Boris Johnson and Rishi Sunak laughing Boris Johnson and Rishi Sunak laughing. Photo: Andrew Parsons / No10 Downing Street / Flickr / CC BY-NC-ND, license linked at bottom of article

Soaring energy prices are pushing millions into poverty while energy companies are raking in the profit. Enough is enough, writes Shabbir Lakha

For millions of people in Britain, 1 April was not a day of joking. Energy prices have been rapidly rising already but on Friday the lifting of the energy cap came into effect, shooting energy bills up by up to £700 – even more for those on prepayment meters i.e. those on the lowest incomes.

For many, the previous day was a scramble to get meter readings in before the new prices took effect to somewhat delay the price hike, but for most the delay will have a minimum impact on their soaring energy bills. The BBC reports that the average household bill for gas and electricity will now be £1,971 a year, set to rise to £2,600 in October.

If this isn’t bad enough, millions are also facing rises in council tax and water bills. Along with rising prices generally shown by the RPI inflation rate of 8.2%, the 7.5% increase in VAT and the National Insurance hike, while the minimum wage and average wage levels remain stagnant and the Tories have cut the Universal Credit uplift, people are literally being priced out of survival.

It’s no wonder food banks are already reporting a 44% increase in users in the month of March – even before costs dramatically shoot up. As we continue to face subzero temperatures, many are choosing between freezing and starving, between feeding their children or themselves, and many are being evicted from their homes and forced onto the streets.

While in countries like France energy is nationalised and energy price rises have been capped at 4%, the pathetic response from the Tories has been to offer a temporary loan of £200 for energy bills and £150 for council tax.

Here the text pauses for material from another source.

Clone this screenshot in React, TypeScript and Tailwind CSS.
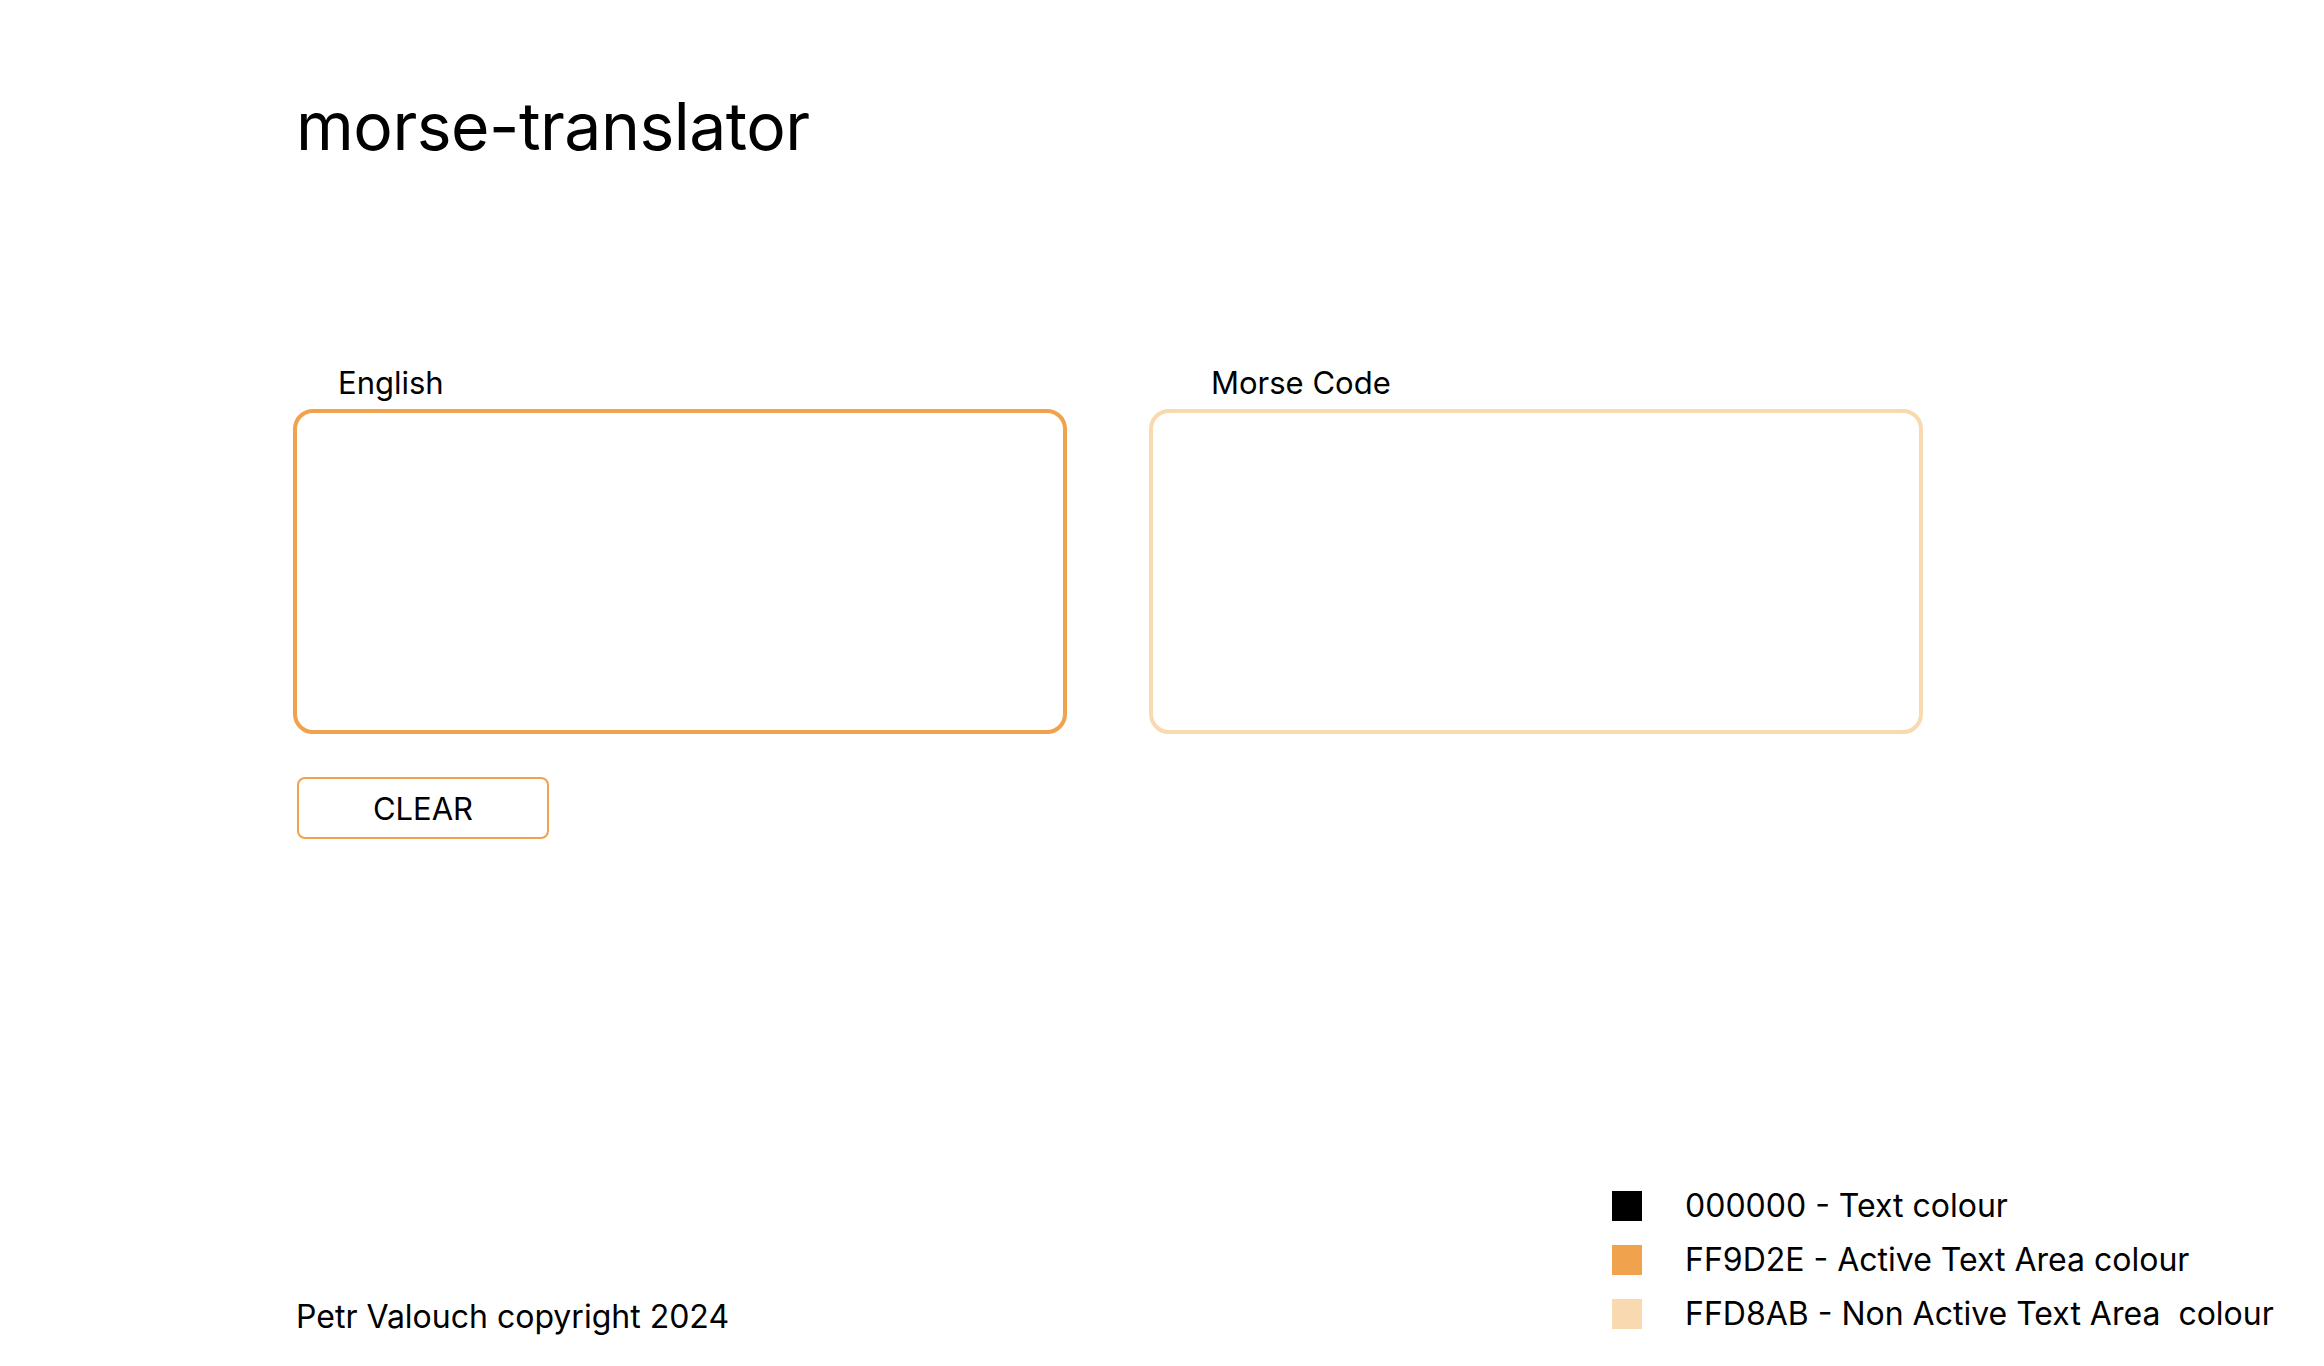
import React, { useState } from "react";

export default function App() {
  const [text, setText] = useState("");
  return (
    <div className="relative h-[1366px] w-full overflow-hidden bg-white font-['Inter','Noto_Sans',sans-serif] text-black">
      <div className="pl-[296px] pt-[93px]">
        <h1 className="text-[66px] leading-none font-normal tracking-[-0.5px]">morse-translator</h1>
      </div>

      <div className="mt-[208px] flex pl-[293px]">
        <div className="flex flex-col">
          <label className="pl-[45px] text-[31px] leading-none">English</label>
          <textarea
            value={text}
            onChange={(e) => setText(e.target.value)}
            className="mt-[11px] h-[325px] w-[774px] resize-none rounded-[20px] border-4 border-[#F0A24C] bg-white outline-none"
          />
        </div>
        <div className="ml-[82px] flex flex-col">
          <label className="pl-[62px] text-[31px] leading-none">Morse Code</label>
          <textarea
            readOnly
            className="mt-[11px] h-[325px] w-[774px] resize-none rounded-[20px] border-4 border-[#F8D9B0] bg-white outline-none"
          />
        </div>
      </div>

      <div className="mt-[43px] pl-[297px]">
        <button
          onClick={() => setText("")}
          className="flex h-[62px] w-[252px] items-center justify-center rounded-[8px] border-2 border-[#F0A24C] bg-white text-[31px] leading-none"
        >
          CLEAR
        </button>
      </div>

      <div className="absolute bottom-0 left-0 right-0 flex items-end justify-between pb-[33px] pl-[296px] pr-[20px]">
        <div className="text-[32px] leading-none">Petr Valouch copyright 2024</div>
        <div className="mb-[3px] flex w-[692px] flex-col gap-[22px]">
          <div className="flex items-center">
            <span className="h-[30px] w-[30px] shrink-0 bg-black" />
            <span className="ml-[43px] text-[32px] leading-none">000000 - Text colour</span>
          </div>
          <div className="flex items-center">
            <span className="h-[30px] w-[30px] shrink-0 bg-[#F0A24C]" />
            <span className="ml-[43px] text-[32px] leading-none">FF9D2E - Active Text Area colour</span>
          </div>
          <div className="flex items-center">
            <span className="h-[30px] w-[30px] shrink-0 bg-[#F8D9B0]" />
            <span className="ml-[43px] whitespace-pre text-[32px] leading-none">FFD8AB - Non Active Text Area  colour</span>
          </div>
        </div>
      </div>
    </div>
  );
}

It’s not just pathetic, it’s criminal. While millions are being pushed into poverty, energy companies are making record profits and their shareholders receiving record payouts. BP and Shell posted combined profits of almost £40bn earlier this year while paying zero tax on North Sea operations and collecting millions in tax rebates from public money

This is not a problem of excessive demand, nor are the supply problems so great or the increased prices would simply return the same profits. No, there are leeches in our society sucking us dry, and the government is deliberately letting them.

The war in Ukraine is obviously contributing to a reduced supply of gas and wheat which has some bearing on the prices – but these prices were going up and forecasted to keep going up well before the war started. But it’s worth bearing in mind when the government talks either about how British people will happily suffer in order to inflict economic damage on Russia – they won’t, or that this is all happening because of Putin – it isn’t.

This is a failure of the free market system we’re repeatedly told is the best economic system we can have. What they don’t tell you is that the freedom we have in this system is the freedom to starve while the rich have the freedom to get richer.

The causes of spiralling costs that are affecting the majority of working people, and poorer people even harder, are things the government can intervene in. They could maintain the price cap, they could tax the rich and nationalise the energy companies, they could stop wasting billions on their corrupt antics. But they won’t because they exist to defend this grotesque system of ever-deepening inequality.

Keir Starmer insisted that Labour has a “practical plan” unlike the government but refused to back a rise in the minimum wage above £10 an hour, to go anywhere near public control of energy companies, or even to commit to raising Universal Credit in line with inflation. Instead, he proposed a one-off windfall tax, saying “people don’t want a revolution”. The feebleness of his response to one of the biggest crises for working people in at least 30 years is a reflection of the sorry state of the Labour Party and why they hold no real solutions.

It’s up to us to say enough is enough and to fight back. Already, people in workplaces across the country are standing up to their employers, unionising and organising, to demand above-inflation pay rises and better working conditions. On Saturday, people will be joining People’s Assembly protests in towns and cities nationwide and will be part of the drive towards the TUC national demonstration in June. These efforts need to be linked up and massively stepped up to bring the kind of resistance we need to stop this assault on our living standards.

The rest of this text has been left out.